<<<<

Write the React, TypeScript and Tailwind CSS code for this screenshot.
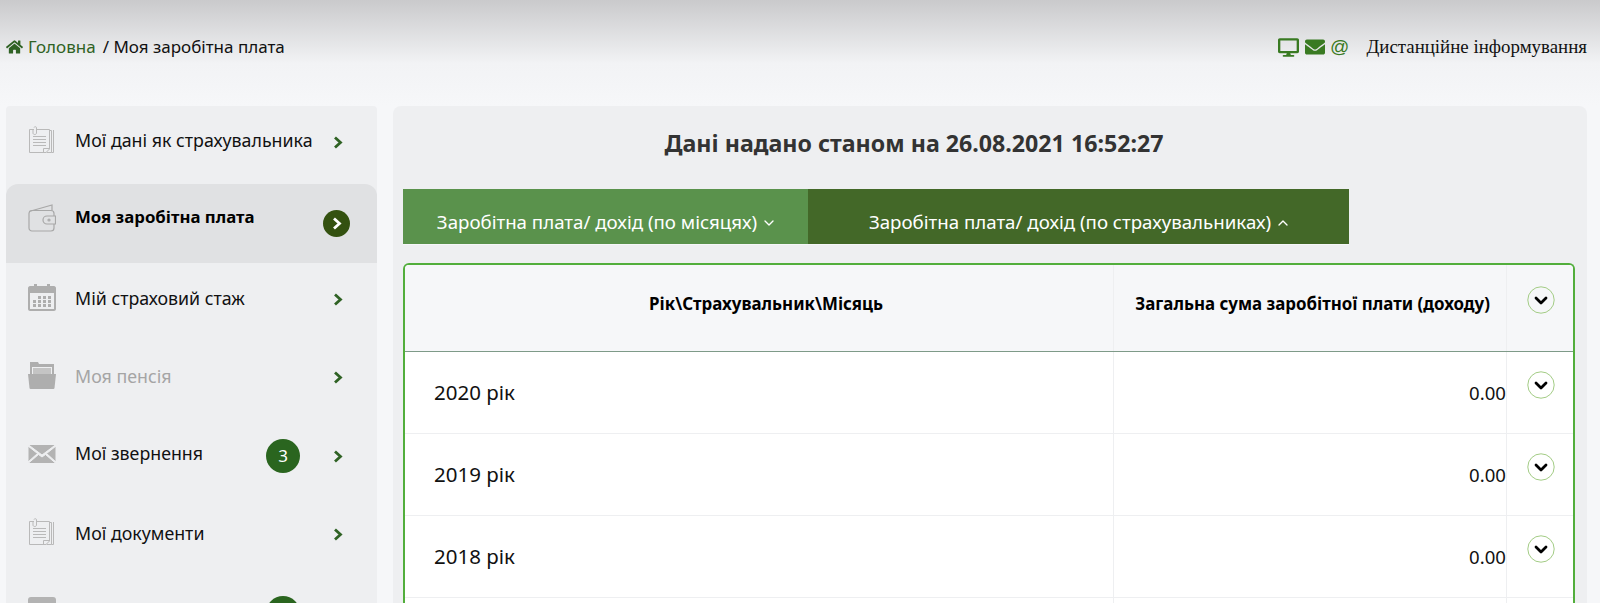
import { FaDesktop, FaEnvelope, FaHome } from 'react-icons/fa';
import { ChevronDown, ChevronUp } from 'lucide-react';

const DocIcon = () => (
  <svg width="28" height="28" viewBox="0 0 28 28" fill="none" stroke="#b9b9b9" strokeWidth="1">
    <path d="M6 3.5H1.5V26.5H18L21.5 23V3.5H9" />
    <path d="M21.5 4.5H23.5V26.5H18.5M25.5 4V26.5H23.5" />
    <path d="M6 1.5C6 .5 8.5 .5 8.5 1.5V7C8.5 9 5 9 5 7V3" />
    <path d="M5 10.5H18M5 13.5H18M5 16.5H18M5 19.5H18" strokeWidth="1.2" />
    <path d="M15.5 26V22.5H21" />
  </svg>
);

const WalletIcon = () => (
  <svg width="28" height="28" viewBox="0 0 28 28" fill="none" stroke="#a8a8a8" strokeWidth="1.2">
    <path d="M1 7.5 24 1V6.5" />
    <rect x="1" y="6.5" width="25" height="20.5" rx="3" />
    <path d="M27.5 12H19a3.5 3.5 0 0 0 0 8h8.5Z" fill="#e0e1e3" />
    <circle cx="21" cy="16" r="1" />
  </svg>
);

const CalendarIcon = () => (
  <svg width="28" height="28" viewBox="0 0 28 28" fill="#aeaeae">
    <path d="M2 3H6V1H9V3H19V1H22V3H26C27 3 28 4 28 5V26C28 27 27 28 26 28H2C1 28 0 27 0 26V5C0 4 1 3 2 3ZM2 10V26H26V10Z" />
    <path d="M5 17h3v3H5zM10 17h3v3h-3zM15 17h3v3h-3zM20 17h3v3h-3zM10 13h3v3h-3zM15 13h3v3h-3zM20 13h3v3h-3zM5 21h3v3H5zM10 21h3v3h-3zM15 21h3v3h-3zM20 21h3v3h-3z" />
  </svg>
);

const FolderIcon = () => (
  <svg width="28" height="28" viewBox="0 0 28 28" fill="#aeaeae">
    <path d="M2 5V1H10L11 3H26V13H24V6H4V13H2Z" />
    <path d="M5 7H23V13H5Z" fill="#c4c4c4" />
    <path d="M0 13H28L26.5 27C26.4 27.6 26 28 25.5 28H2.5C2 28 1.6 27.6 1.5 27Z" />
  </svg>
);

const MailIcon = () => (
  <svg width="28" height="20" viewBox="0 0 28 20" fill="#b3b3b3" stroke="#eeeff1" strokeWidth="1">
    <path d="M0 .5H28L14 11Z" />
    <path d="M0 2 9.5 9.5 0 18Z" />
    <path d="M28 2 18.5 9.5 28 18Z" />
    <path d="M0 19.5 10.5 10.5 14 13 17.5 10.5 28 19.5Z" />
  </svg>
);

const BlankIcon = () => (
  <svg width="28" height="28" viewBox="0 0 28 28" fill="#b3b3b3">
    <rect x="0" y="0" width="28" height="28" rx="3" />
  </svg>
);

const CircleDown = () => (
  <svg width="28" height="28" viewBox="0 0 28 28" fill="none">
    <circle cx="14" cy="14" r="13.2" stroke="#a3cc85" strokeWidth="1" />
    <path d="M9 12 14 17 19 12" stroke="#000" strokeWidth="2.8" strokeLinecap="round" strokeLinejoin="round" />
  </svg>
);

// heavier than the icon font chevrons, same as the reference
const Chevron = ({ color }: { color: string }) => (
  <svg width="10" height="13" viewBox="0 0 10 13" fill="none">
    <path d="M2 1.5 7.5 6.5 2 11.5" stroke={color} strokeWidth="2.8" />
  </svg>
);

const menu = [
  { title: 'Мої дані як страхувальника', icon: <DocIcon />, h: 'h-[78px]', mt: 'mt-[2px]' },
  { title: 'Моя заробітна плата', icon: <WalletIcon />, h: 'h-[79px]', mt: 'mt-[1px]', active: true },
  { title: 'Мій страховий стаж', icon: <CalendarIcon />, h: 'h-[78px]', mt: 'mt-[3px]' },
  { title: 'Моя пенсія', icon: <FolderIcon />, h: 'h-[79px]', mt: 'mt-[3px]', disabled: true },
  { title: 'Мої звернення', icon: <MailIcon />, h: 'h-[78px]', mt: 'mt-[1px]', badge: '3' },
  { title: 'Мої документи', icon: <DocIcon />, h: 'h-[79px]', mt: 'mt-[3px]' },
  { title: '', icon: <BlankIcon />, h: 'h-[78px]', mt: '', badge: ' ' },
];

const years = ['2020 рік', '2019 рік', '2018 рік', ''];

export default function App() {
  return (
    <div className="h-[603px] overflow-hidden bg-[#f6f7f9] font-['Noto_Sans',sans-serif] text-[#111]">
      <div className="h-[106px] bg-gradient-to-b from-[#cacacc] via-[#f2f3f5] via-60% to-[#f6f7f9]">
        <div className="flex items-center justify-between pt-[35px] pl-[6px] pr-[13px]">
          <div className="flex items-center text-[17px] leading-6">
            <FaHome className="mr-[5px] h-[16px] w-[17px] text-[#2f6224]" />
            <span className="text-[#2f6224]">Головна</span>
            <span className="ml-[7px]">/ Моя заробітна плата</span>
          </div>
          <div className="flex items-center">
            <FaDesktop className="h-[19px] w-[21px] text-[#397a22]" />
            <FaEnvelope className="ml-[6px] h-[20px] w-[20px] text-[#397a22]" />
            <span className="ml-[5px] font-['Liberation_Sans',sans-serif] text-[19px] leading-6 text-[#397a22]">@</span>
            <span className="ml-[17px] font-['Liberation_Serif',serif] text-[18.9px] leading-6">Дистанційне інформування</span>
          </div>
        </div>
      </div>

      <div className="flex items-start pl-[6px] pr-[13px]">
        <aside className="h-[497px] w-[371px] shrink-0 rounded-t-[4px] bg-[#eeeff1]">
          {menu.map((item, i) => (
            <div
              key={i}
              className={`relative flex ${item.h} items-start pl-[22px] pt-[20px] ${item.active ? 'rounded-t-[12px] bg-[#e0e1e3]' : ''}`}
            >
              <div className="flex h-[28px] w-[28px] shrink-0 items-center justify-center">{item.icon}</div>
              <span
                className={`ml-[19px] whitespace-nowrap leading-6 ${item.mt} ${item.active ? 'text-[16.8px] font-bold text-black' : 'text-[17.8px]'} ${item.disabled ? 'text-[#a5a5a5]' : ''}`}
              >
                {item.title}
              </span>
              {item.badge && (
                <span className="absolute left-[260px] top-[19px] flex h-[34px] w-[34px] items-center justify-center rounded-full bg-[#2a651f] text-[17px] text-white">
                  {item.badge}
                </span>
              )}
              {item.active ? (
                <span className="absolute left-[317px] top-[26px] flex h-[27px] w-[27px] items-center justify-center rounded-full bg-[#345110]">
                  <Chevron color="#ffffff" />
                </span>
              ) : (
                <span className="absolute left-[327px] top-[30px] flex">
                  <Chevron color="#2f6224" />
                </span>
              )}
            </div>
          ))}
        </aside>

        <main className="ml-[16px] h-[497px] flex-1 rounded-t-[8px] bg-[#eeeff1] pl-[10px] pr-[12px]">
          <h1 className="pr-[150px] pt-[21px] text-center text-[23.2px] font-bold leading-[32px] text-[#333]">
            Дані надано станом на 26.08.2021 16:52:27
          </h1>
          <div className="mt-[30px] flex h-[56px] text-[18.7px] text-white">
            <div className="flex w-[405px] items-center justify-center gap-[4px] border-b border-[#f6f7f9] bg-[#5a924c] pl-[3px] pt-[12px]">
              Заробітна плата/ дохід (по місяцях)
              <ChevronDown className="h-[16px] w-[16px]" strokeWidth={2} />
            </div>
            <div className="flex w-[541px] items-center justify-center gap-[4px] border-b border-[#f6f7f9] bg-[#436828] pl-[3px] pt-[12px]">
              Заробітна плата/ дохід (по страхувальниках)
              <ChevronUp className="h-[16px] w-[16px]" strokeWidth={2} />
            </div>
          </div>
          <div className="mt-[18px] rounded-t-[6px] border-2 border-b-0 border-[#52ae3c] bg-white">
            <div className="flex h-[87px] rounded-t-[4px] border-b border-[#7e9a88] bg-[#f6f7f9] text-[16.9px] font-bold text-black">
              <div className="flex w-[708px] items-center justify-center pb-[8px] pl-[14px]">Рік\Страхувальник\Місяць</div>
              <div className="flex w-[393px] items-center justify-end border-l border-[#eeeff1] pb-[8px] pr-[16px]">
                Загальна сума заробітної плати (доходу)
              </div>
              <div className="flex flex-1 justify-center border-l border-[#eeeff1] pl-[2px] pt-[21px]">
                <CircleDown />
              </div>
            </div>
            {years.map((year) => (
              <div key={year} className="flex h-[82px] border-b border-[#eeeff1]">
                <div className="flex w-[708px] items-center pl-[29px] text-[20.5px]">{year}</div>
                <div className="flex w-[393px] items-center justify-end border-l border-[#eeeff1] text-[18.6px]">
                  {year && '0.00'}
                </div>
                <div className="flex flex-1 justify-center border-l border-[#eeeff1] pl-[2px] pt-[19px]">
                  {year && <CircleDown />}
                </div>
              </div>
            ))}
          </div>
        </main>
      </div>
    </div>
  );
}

>>>>
<<<<

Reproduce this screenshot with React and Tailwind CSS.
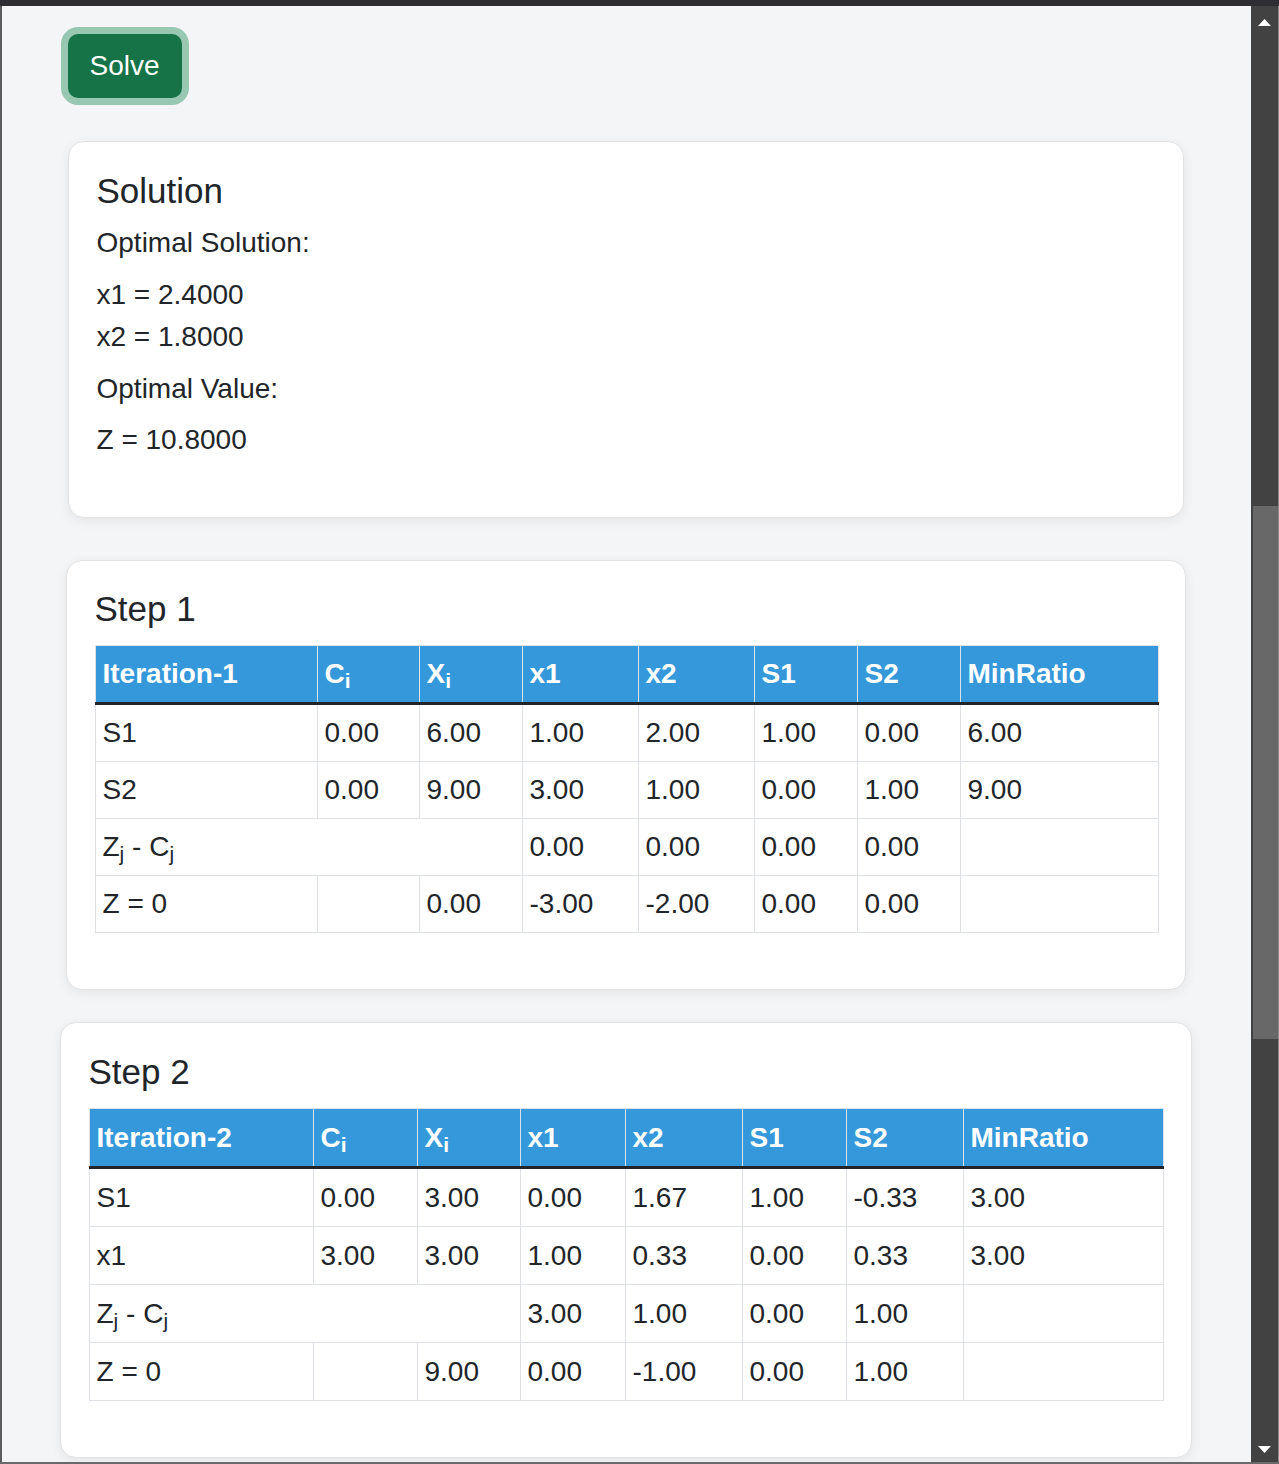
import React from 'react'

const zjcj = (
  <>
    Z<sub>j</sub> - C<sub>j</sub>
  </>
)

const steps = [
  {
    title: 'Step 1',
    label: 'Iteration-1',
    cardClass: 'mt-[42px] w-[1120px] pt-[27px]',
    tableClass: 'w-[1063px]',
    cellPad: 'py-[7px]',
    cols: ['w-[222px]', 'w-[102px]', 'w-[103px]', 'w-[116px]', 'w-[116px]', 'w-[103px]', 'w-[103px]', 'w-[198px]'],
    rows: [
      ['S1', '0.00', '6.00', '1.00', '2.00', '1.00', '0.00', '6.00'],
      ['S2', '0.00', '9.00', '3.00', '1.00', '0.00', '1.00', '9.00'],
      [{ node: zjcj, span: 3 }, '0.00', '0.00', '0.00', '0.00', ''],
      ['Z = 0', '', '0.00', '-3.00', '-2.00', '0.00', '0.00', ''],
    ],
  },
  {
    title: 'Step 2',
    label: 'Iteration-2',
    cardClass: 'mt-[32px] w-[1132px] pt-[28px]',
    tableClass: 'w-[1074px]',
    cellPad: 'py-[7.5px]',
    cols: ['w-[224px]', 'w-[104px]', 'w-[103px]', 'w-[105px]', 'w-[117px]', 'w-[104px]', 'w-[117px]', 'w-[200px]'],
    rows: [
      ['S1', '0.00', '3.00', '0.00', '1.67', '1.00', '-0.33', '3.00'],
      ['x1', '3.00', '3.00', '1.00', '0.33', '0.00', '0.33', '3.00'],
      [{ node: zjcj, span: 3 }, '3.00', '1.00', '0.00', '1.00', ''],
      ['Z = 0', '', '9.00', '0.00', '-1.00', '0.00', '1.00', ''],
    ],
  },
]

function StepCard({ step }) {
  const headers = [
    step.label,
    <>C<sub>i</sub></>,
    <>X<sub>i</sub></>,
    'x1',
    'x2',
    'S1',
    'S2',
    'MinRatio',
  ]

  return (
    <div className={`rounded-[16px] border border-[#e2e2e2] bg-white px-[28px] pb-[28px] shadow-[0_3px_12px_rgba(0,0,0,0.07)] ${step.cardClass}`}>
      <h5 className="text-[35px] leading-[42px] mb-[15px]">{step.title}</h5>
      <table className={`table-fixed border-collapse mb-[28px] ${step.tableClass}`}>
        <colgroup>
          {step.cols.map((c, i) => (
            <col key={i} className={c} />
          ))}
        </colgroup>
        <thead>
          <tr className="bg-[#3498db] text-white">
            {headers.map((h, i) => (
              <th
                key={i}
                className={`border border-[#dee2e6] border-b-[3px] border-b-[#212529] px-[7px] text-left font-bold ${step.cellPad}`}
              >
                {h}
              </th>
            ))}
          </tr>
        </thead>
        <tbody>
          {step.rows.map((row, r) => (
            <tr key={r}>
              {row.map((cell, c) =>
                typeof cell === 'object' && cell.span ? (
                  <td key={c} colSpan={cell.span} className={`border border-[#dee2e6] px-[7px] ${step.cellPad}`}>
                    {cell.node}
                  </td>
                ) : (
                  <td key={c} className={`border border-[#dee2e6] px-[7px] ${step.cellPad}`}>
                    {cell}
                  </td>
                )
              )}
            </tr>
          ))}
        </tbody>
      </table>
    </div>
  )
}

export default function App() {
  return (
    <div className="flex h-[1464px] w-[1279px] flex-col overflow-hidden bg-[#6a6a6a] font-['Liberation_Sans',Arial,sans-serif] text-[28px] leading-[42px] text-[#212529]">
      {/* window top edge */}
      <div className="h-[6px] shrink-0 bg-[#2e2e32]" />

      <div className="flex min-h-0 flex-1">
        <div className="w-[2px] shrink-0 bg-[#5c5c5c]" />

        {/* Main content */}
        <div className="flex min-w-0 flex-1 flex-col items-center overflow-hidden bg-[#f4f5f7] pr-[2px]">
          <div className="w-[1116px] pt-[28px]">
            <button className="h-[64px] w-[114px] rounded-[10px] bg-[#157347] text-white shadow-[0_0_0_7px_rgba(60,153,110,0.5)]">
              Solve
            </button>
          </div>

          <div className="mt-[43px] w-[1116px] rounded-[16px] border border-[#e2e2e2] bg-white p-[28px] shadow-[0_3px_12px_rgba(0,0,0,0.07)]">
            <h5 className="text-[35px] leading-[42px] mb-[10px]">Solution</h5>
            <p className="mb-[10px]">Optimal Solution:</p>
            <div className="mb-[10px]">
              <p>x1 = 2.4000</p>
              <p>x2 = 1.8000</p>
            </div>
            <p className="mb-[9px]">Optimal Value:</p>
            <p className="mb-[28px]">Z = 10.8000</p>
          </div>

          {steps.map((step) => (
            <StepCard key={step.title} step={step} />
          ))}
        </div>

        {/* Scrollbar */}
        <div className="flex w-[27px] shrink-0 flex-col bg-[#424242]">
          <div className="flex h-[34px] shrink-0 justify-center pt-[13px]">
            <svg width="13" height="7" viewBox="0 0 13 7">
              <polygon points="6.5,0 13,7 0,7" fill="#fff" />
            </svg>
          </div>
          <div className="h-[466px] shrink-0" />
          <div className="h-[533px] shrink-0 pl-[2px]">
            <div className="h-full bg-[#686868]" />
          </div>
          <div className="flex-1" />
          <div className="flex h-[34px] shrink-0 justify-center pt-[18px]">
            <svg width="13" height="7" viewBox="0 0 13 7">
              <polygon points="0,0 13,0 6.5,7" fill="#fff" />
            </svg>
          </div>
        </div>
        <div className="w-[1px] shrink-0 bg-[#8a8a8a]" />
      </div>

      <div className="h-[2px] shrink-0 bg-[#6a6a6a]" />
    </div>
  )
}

>>>>

■ Set problem
Pick out the lines containing the word "screenshot" and show them.

■ Reply to the exercise
Write the React, TypeScript and Tailwind CSS code for this screenshot.
Reproduce this screenshot with React and Tailwind CSS.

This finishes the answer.